OPINION | EDITORIAL: Colin Powell

Soldier, general, statesman

There was a time, back in the 1980s, when young officers in the United States military cheered as one of their own made the big time. Colin Powell had been named chairman of the Joint Chiefs of Staff, the highest rank a uniformed soldier can obtain in the Department of Defense. Many of the lieutenants and captains around the army didn't cheer Colin Powell necessarily because of his skin color, or his background (his parents were immigrants from Jamaica), or any of the more popular check boxes. But instead because he was the first ROTC grad to obtain that rank.

All the chairmen of the JCS before Gen. Colin Powell were from the academies. But in 1989, a regular-Joe grunt from City College of New York via its ROTC program would be the nation's top officer. Hu-RAH!

Colin Powell seemed to be in the background in most of the American narrative since graduating from that ROTC course. Kennedy sent him to Vietnam. LBJ sent him again in '68, where Maj. Colin Powell was in charge of investigating rumors about something that happened at a place called My Lai. He spent a tour in West Germany, when there was something called West Germany. There's a picture of him shaking hands with Nixon.

Colonel Colin Powell was a battalion commander in Korea when the Pentagon called. After war college, the promotions came as due. By the time Granada made the news, he was a senior aide to Caspar Weinberger, the secretary of defense. Just before he made chairman for the Joint Chiefs of Staff, he was a national security adviser to the Reagan White House.

But it wouldn't be until something called Desert Storm that Colin Powell would become familiar to the country.

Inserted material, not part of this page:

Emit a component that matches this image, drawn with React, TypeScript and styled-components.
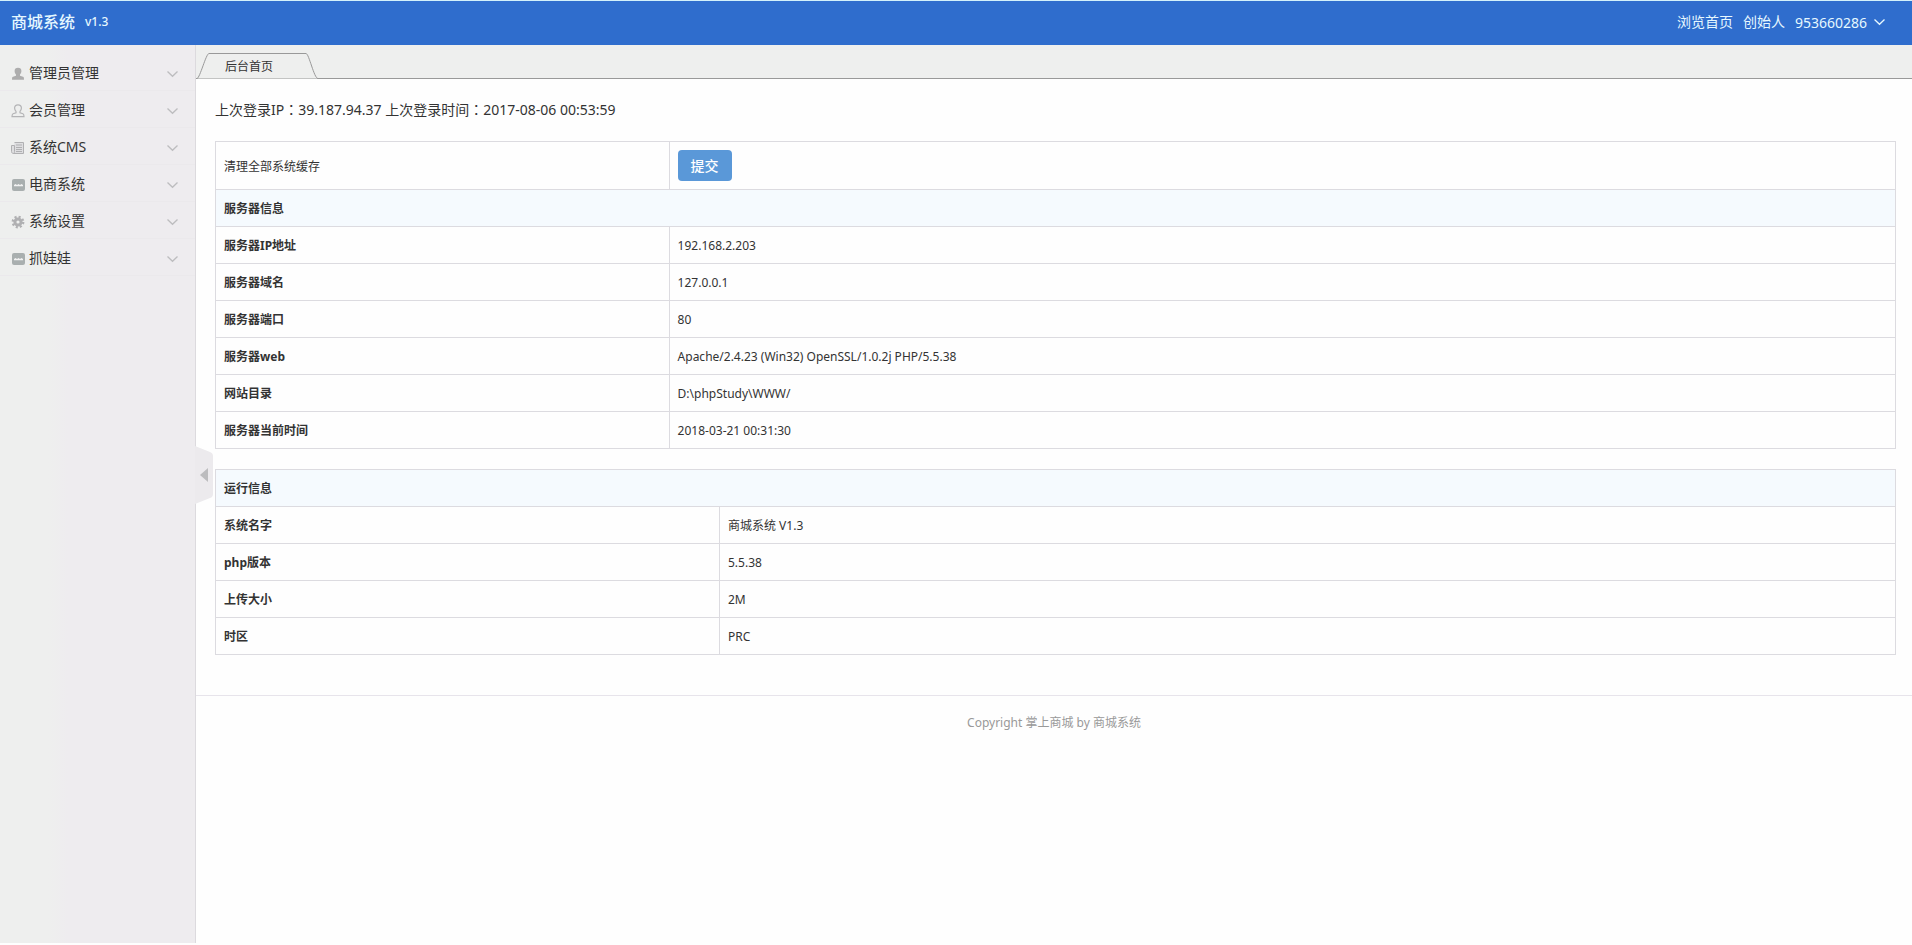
import React from "react";
import styled, { createGlobalStyle } from "styled-components";

const Global = createGlobalStyle`
  *, *::before, *::after { box-sizing: border-box; }
  body {
    margin: 0;
    background: #fefefe;
    color: #333;
    font: 12px/18px "Noto Sans", "Noto Sans CJK SC", sans-serif;
  }
  button { font-family: inherit; cursor: pointer; }
  a { color: inherit; text-decoration: none; }
`;

const Page = styled.div`
  display: flex;
  flex-direction: column;
  min-height: 100vh;
`;

const Header = styled.header`
  display: flex;
  align-items: center;
  justify-content: space-between;
  height: 45px;
  padding: 0 26px 2px 11px;
  border-top: 1px solid #d3f1fb;
  background: #2f6dcd;
  color: #e6f8ff;
`;

const Brand = styled.a`
  display: flex;
  align-items: center;
  gap: 10px;
  font-size: 16px;
  font-weight: 500;
`;

const Version = styled.span`
  font-size: 12px;
`;

const UserNav = styled.nav`
  display: flex;
  align-items: center;
  gap: 10px;
  font-size: 14px;
`;

const UserButton = styled.button`
  display: flex;
  align-items: center;
  gap: 6px;
  padding: 0;
  border: 0;
  background: none;
  color: inherit;
  font-size: 14px;
`;

const Body = styled.div`
  display: flex;
  flex: 1;
`;

const Sidebar = styled.aside`
  position: relative;
  flex: none;
  width: 196px;
  margin-bottom: 2px;
  padding-top: 9px;
  border-right: 1px solid #dcdade;
  background: linear-gradient(90deg, #eeefee 0, #eeefee 48px, #eeecef 68px);
`;

const MenuList = styled.ul`
  margin: 0;
  padding: 0;
  list-style: none;
`;

const MenuButton = styled.button`
  display: flex;
  align-items: center;
  gap: 4px;
  width: 100%;
  height: 37px;
  padding: 0 16px 0 11px;
  border: 0;
  border-bottom: 1px solid #ebe9ec;
  background: none;
  color: #333;
  font-size: 14px;
  text-align: left;

  svg { margin-top: 3px; }
`;

const MenuText = styled.span`
  flex: 1;
`;

const Collapse = styled.button`
  position: absolute;
  top: 401px;
  left: 195px;
  width: 18px;
  height: 58px;
  padding: 0;
  border: 0;
  background: none;
  svg { display: block; }
`;

const Main = styled.main`
  flex: 1;
  min-width: 0;
`;

const TabBar = styled.div`
  display: flex;
  align-items: flex-end;
  height: 34px;
  background: #eeefee;
  border-bottom: 1px solid #999;
`;

const Tab = styled.a`
  position: relative;
  width: 122px;
  height: 26px;
  margin-bottom: -1px;
  padding-left: 29px;
  line-height: 28px;
`;

const TabShape = styled.svg`
  position: absolute;
  top: 0;
  left: 0;
`;

const TabText = styled.span`
  position: relative;
`;

const Content = styled.div`
  padding: 19px 16px 40px 19px;
`;

const LoginInfo = styled.p`
  margin: 0 0 20px;
  font-size: 14px;
  line-height: 23px;
`;

const Colon = styled.span`
  font-family: "Noto Sans CJK TC", sans-serif;
`;

const InfoTable = styled.table<{ $gap?: boolean }>`
  width: 100%;
  margin-top: ${(p) => (p.$gap ? "20px" : "0")};
  border-collapse: collapse;
  table-layout: fixed;
`;

const FirstCol = styled.col<{ $width: string }>`
  width: ${(p) => p.$width};
`;

const cell = `
  height: 37px;
  padding: 10px 8px 8px;
  border: 1px solid #dcdbe0;
  text-align: left;
`;

const HeadCell = styled.th`
  ${cell}
  background: #f5fafe;
`;

const NameCell = styled.th<{ $plain?: boolean }>`
  ${cell}
  font-weight: ${(p) => (p.$plain ? 400 : 700)};
`;

const ValueCell = styled.td<{ $control?: boolean }>`
  ${cell}
  ${(p) => p.$control && "padding: 8px;"}
`;

const Submit = styled.button`
  display: block;
  height: 31px;
  padding: 0 13px 2px;
  border: 0;
  border-radius: 4px;
  background: #5a98d8;
  color: #fff;
  font-size: 14px;
  font-weight: 500;
`;

const Footer = styled.footer`
  padding: 18px 0;
  border-top: 1px solid #e7e4eb;
  color: #999;
  text-align: center;
`;

function Chevron({ color }: { color: string }) {
  return (
    <svg width="13" height="8" viewBox="0 0 13 8" fill="none" stroke={color} strokeWidth="1.3" aria-hidden="true">
      <path d="M1.5 1.5 6.5 6.3 11.5 1.5" />
    </svg>
  );
}

type IconName = "admin" | "member" | "news" | "shop" | "gear";

function MenuIcon({ name }: { name: IconName }) {
  const person =
    "M3.6 4C3.6 1.8 4.8.8 7 .8s3.400 1 3.400 3.200c0 1.500-.6 2.500-1.400 3.400v1.400l3 1c.8.3 1 .9 1 2.900H1c0-2 .2-2.600 1-2.900l3-1V7.400C4.200 6.500 3.600 5.500 3.600 4z";
  return (
    <svg width="14" height="14" viewBox="0 0 14 14" aria-hidden="true">
      {name === "admin" && <path d={person} fill="#adadad" />}
      {name === "member" && <path d={person} fill="none" stroke="#b4b4b6" strokeWidth="1.200" />}
      {name === "news" && (
        <g fill="none" stroke="#b0b0b2">
          <path d="M3.500 1.500h9v11H2.500c-1 0-2-.7-2-2v-6h3v6c0 1-.4 2-1 2" fill="#dedee0" />
          <path d="M5 4h6M5 6.500h6M5 8.500h6M5 10.500h6" />
        </g>
      )}
      {name === "shop" && (
        <g>
          <rect x="1" y="1" width="13" height="12" rx="2" fill="#a9afaf" />
          <path d="M3 8.200V7l1.500-.9L6 7l1.500-.9L9 7l1.500-.9L12 7v1.200z" fill="#f2f2f2" />
        </g>
      )}
      {name === "gear" && (
        <g fill="none" stroke="#b0b0b2">
          <circle cx="7" cy="7" r="5.200" strokeWidth="2.400" strokeDasharray="2.040" />
          <circle cx="7" cy="7" r="3.100" strokeWidth="3" />
        </g>
      )}
    </svg>
  );
}

const menu: { label: string; icon: IconName }[] = [
  { label: "管理员管理", icon: "admin" },
  { label: "会员管理", icon: "member" },
  { label: "系统CMS", icon: "news" },
  { label: "电商系统", icon: "shop" },
  { label: "系统设置", icon: "gear" },
  { label: "抓娃娃", icon: "shop" },
];

const serverRows = [
  ["服务器IP地址", "192.168.2.203"],
  ["服务器域名", "127.0.0.1"],
  ["服务器端口", "80"],
  ["服务器web", "Apache/2.4.23 (Win32) OpenSSL/1.0.2j PHP/5.5.38"],
  ["网站目录", "D:\\phpStudy\\WWW/"],
  ["服务器当前时间", "2018-03-21 00:31:30"],
];

const runtimeRows = [
  ["系统名字", "商城系统 V1.3"],
  ["php版本", "5.5.38"],
  ["上传大小", "2M"],
  ["时区", "PRC"],
];

function Rows({ rows }: { rows: string[][] }) {
  return (
    <>
      {rows.map(([name, value]) => (
        <tr key={name}>
          <NameCell scope="row">{name}</NameCell>
          <ValueCell>{value}</ValueCell>
        </tr>
      ))}
    </>
  );
}

export default function App() {
  return (
    <Page lang="zh-CN">
      <Global />
      <Header>
        <Brand href="#">
          商城系统 <Version>v1.3</Version>
        </Brand>
        <UserNav>
          <a href="#">浏览首页</a>
          <span>创始人</span>
          <UserButton type="button">
            953660286
            <Chevron color="#e6f8ff" />
          </UserButton>
        </UserNav>
      </Header>
      <Body>
        <Sidebar>
          <MenuList>
            {menu.map((item) => (
              <li key={item.label}>
                <MenuButton type="button">
                  <MenuIcon name={item.icon} />
                  <MenuText>{item.label}</MenuText>
                  <Chevron color="#bdbdbf" />
                </MenuButton>
              </li>
            ))}
          </MenuList>
          <Collapse type="button" aria-label="收起菜单">
            <svg width="18" height="58" viewBox="0 0 18 58">
              <path d="M0 0 15 6Q18 7 18 10V48Q18 51 15 52L0 58z" fill="#eceaed" />
              <path d="M5 29 13 22V36z" fill="#bcbcbe" />
            </svg>
          </Collapse>
        </Sidebar>
        <Main>
          <TabBar>
            <Tab href="#">
              <TabShape width="122" height="26" viewBox="0 0 122 26">
                <path d="M1 25.500C4 25 10 .5 13 .5H110C113 .5 118 25.500 122 25.500" fill="#eeefee" stroke="#999" />
              </TabShape>
              <TabText>后台首页</TabText>
            </Tab>
          </TabBar>
          <Content>
            <LoginInfo>
              上次登录IP<Colon lang="zh-TW">：</Colon>39.187.94.37 上次登录时间<Colon lang="zh-TW">：</Colon>2017-08-06 00:53:59
            </LoginInfo>
            <InfoTable>
              <colgroup>
                <FirstCol $width="27%" />
                <col />
              </colgroup>
              <tbody>
                <tr>
                  <NameCell scope="row" $plain>清理全部系统缓存</NameCell>
                  <ValueCell $control>
                    <Submit type="button">提交</Submit>
                  </ValueCell>
                </tr>
                <tr>
                  <HeadCell colSpan={2}>服务器信息</HeadCell>
                </tr>
                <Rows rows={serverRows} />
              </tbody>
            </InfoTable>
            <InfoTable $gap>
              <colgroup>
                <FirstCol $width="30%" />
                <col />
              </colgroup>
              <tbody>
                <tr>
                  <HeadCell colSpan={2}>运行信息</HeadCell>
                </tr>
                <Rows rows={runtimeRows} />
              </tbody>
            </InfoTable>
          </Content>
          <Footer>Copyright 掌上商城 by 商城系统</Footer>
        </Main>
      </Body>
    </Page>
  );
}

For the first time, Americans could watch a major war in real time. No movie reels had to be developed and air-lifted back to the states. And with live TV, good luck running the footage by any censors. Gen. Colin Powell gave the nation briefings on each major development as the USA, along with a few UN allies, kicked Saddam Hussein out of Kuwait.

Not every presentation would reflect honorably on him. For any honest accounting of the Colin Powell story must include the chapter on the 2003 presentation to the UN Security Council that convinced the world that Saddam Hussein had an ongoing mass casualty weapons program. For all those who'd make the case that the Bush the Younger administration "lied us into war" in Iraq, we'd suggest it was Saddam Hussein who lied us into that war. For he lived in a rough neighborhood, and thought playing games with international weapons inspectors could (1) keep his neighbors guessing and (2) keep the Americans at bay. In early 2003, the Americans were in no mood for games. The American administration (along with every spy organization on the planet) was proven wrong about the weapons, and Saddam Hussein paid the price for his dissimulation.

Colin Powell was wrong in that case. Along with--for starters--the CIA, Mossad, most European spooks and the whole of the Middle East. For some reason, many critics focused on Colin Powell's reputation, maybe because it was so respected in the first place. How well did his reputation recover? See the massive bipartisan tributes to him Monday, when news came of his death at 84.

The papers say that Colin Powell--the first Black secretary of state, inventor of the Powell Doctrine, receiver of the Presidential Medal of Freedom (twice)--died of covid-related problems early this week. He had been battling cancer. The papers say he'd been vaccinated fully, but no vaccine is 100 percent effective. Especially for cancer patients, which is a major Previous Condition when it comes to these things.

Colin Powell has been in so much of the news over the last 40 years that it's hard to imagine him gone. Or that he could be gone. It just never dawned on some of us that he'd one day be off the stage. But what a part he had while on it.